### The request
Write out all lines holding the word "that".

=== Extracted information ===

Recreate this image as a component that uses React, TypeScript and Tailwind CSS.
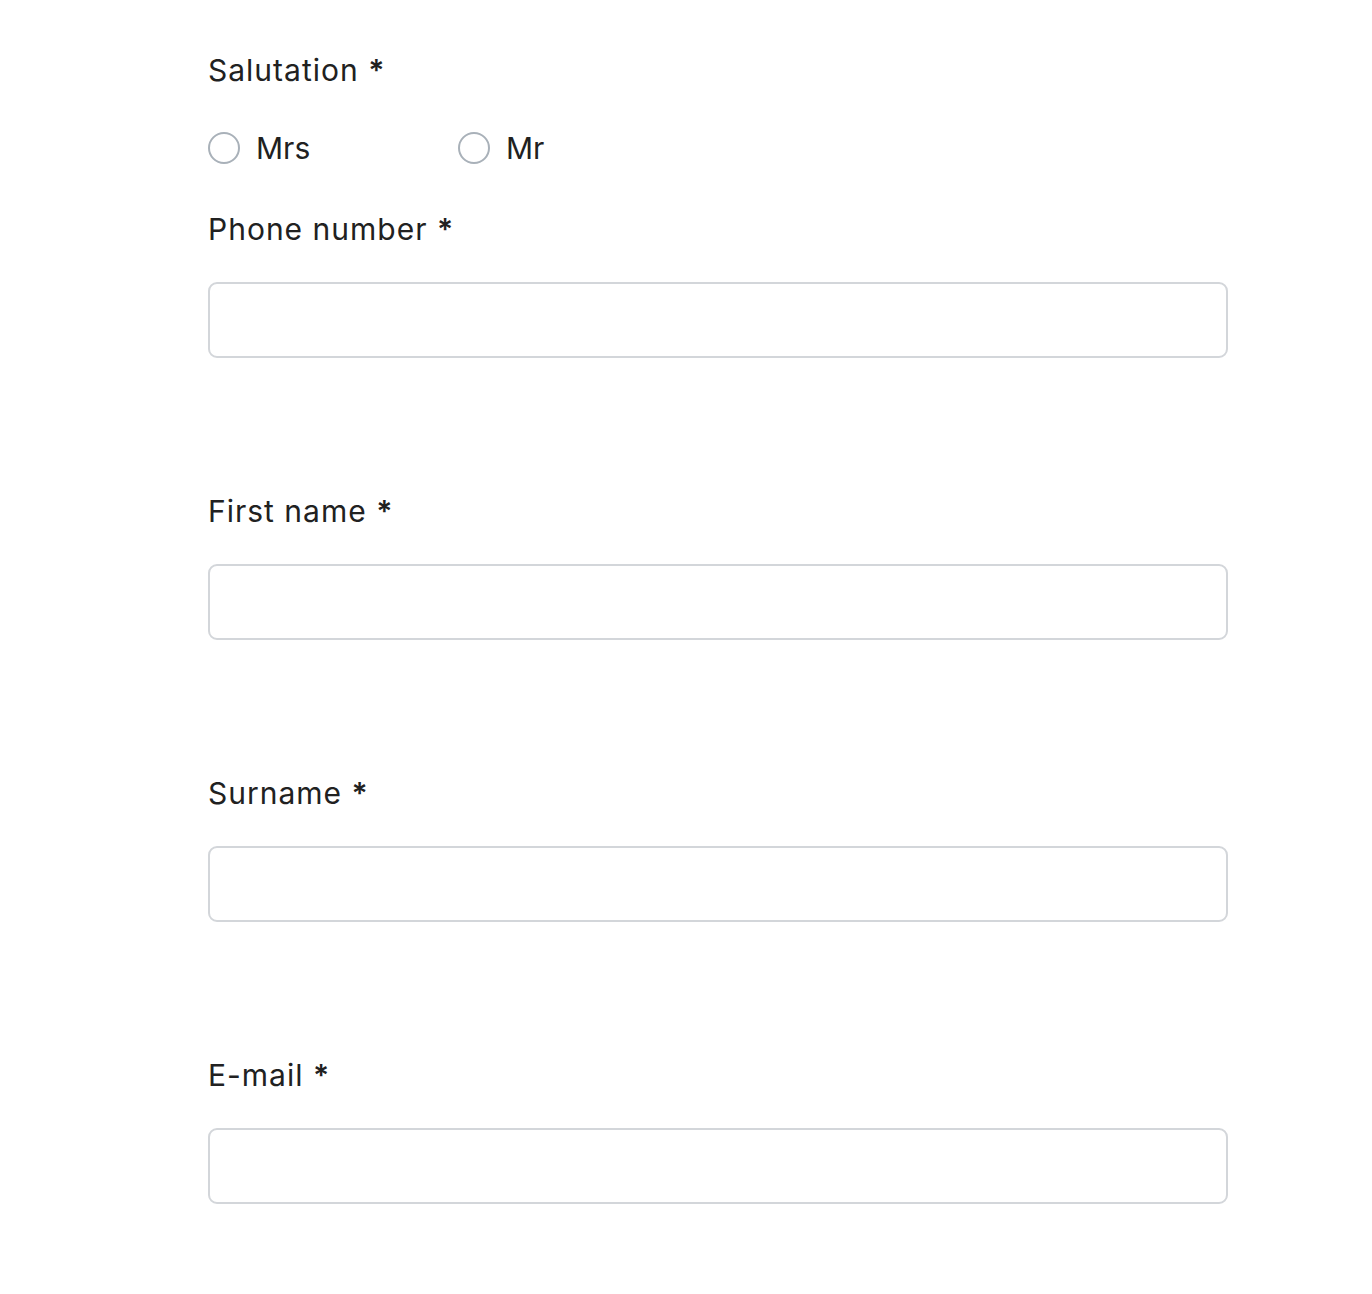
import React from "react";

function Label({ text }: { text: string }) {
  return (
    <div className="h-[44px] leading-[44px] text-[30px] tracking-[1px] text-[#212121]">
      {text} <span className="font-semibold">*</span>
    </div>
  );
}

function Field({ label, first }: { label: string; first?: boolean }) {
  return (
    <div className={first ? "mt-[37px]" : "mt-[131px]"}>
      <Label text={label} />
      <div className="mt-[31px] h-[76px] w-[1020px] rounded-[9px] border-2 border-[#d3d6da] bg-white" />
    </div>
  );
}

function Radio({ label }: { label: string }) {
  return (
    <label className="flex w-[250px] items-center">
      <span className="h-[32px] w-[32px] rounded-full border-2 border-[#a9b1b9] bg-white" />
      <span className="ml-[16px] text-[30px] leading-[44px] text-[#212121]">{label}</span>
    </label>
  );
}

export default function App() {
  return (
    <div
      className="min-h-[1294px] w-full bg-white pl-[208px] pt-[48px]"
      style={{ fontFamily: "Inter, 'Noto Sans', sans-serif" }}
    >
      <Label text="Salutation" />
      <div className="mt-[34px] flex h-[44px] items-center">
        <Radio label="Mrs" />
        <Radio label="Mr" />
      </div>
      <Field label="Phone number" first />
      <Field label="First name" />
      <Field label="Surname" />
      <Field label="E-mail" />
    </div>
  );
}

===
=== Extracted information ===

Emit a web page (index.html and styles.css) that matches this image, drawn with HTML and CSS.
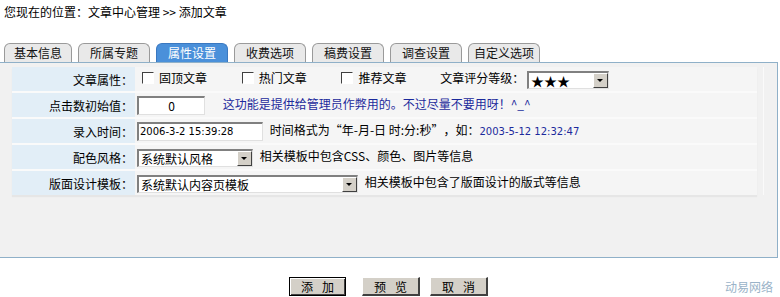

===

### Exercise answer
Recreate this image as a component that uses React, TypeScript and Tailwind CSS.
Emit a web page (index.html and styles.css) that matches this image, drawn with HTML and CSS.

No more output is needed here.